The Dragos analysis may provide that missing piece of the Ukrenergo puzzle. The company obtained the Ukrainian utility's network logs—it declined to say from where—and for the first time was able to reconstruct the order of the hackers' operations. First, the attackers opened every circuit breaker in the transmission station, triggering the power outage. An hour later, they launched a wiper component that disabled the transmission station's computers, preventing the utility's staff from monitoring any of the station's digital systems. Only then did the attackers use the malware's Siprotec hacking feature against four of the station's protective relays, intending to silently disable those failsafe devices with almost no way for the utility's operators to detect the missing safeguards.

The intention, Dragos analysts now believe, was for the Ukrenergo engineers to respond to the blackout by hurriedly re-energizing the station's equipment. By doing so manually, without the protective relay failsafes, they could have triggered a dangerous overload of current in a transformer or power line. The potentially catastrophic damage would have caused far longer disruptions to the plant's energy transmission than mere hours. It could also have harmed utility workers.

That plan ultimately failed.
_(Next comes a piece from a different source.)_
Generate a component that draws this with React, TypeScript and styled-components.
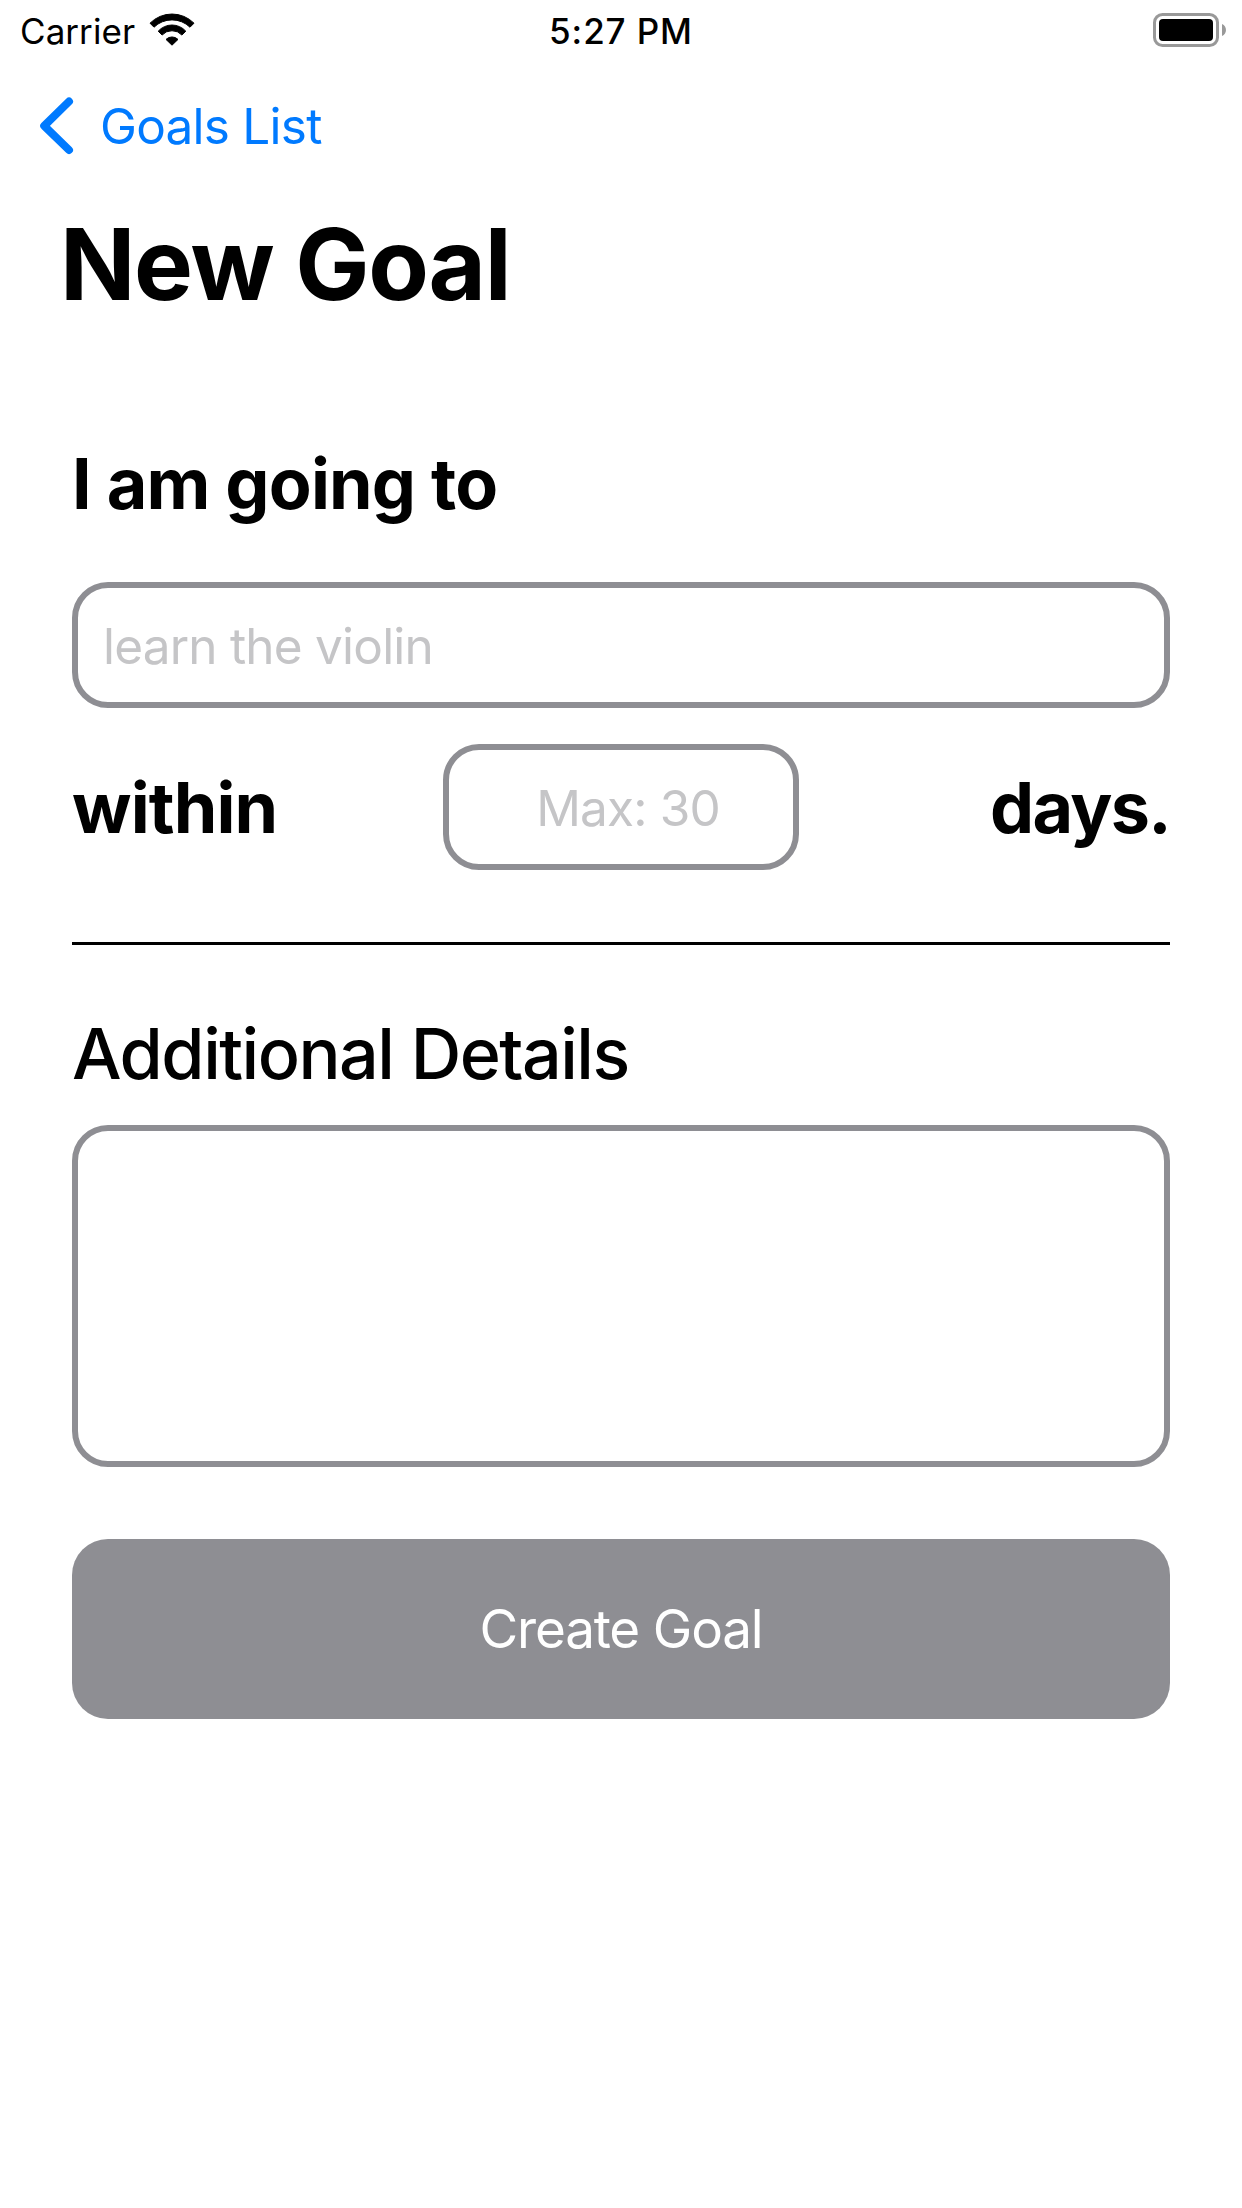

For reasons Dragos can't quite explain—likely a networking configuration mistake the hackers made—the malicious data packets intended for Ukrenergo's protective relays were sent to the wrong IP addresses. The Ukrenergo operators may have turned the power back on faster than the hackers expected, outracing the protective relay sabotage. And even if the Siprotec attacks had hit their marks, backup protective relays in the station might have prevented a disaster—though Dragos's analysts say that without a full picture of Ukrenergo's safety systems, they can't entirely game out the potential consequences.





But Dragos director of threat intelligence Sergio Caltagirone argues that regardless, the sequence of events represents a disturbing tactic that wasn't recognized at the time. The hackers predicted the power utility operator's reaction, and tried to use it to amplify the cyberattack's damage. "Their fingers are not over the button," Caltagirone says of the blackout hackers. "They've pre-engineered attacks that harm the facility in a destructive and potentially life-threatening way when you respond to the incident. It’s the response that ultimately harms you."

Appetite for Destruction

The spectre of physical destruction attacks on electric utilities has haunted grid cybersecurity engineers for more than a decade, since Idaho National Labs demonstrated in 2007 that it was possible to destroy a massive, 27-ton diesel generator simply by sending digital commands to the protective relay connected to it. The late engineer who led those tests, told WIRED in 2017 that the presence of a protective relay attack in the Ukrenergo malware, though not yet fully understood at the time, hinted that those destructive attacks might finally be becoming a reality. "This is definitely a big deal," warned Assante, who passed away earlier this year. "If you ever see a transformer fire, they’re massive. Big black smoke that all of a sudden turns into a fireball."

If the new Dragos theory of the 2016 blackout holds true, it would make the incident only one of three times when in-the-wild malware has been designed to trigger destructive physical sabotage. The first was Stuxnet, the US and Israeli malware that destroyed a thousand Iranian nuclear enrichment centrifuges roughly a decade ago. And then a year after the Ukrainian blackout, in late 2017, another piece of malware known as Triton or Trisis, discovered in the network of Saudi oil refinery Petro Rabigh, was revealed to have sabotaged so-called safety-instrumented systems, the devices that monitor for dangerous conditions in industrial facilities. That last cyberattack, since linked to Moscow’s Central Scientific Research Institute of Chemistry and Mechanics, merely shut down the Saudi plant. But it could have lead to far worse outcomes, including deadly accidents like an explosion or gas leak.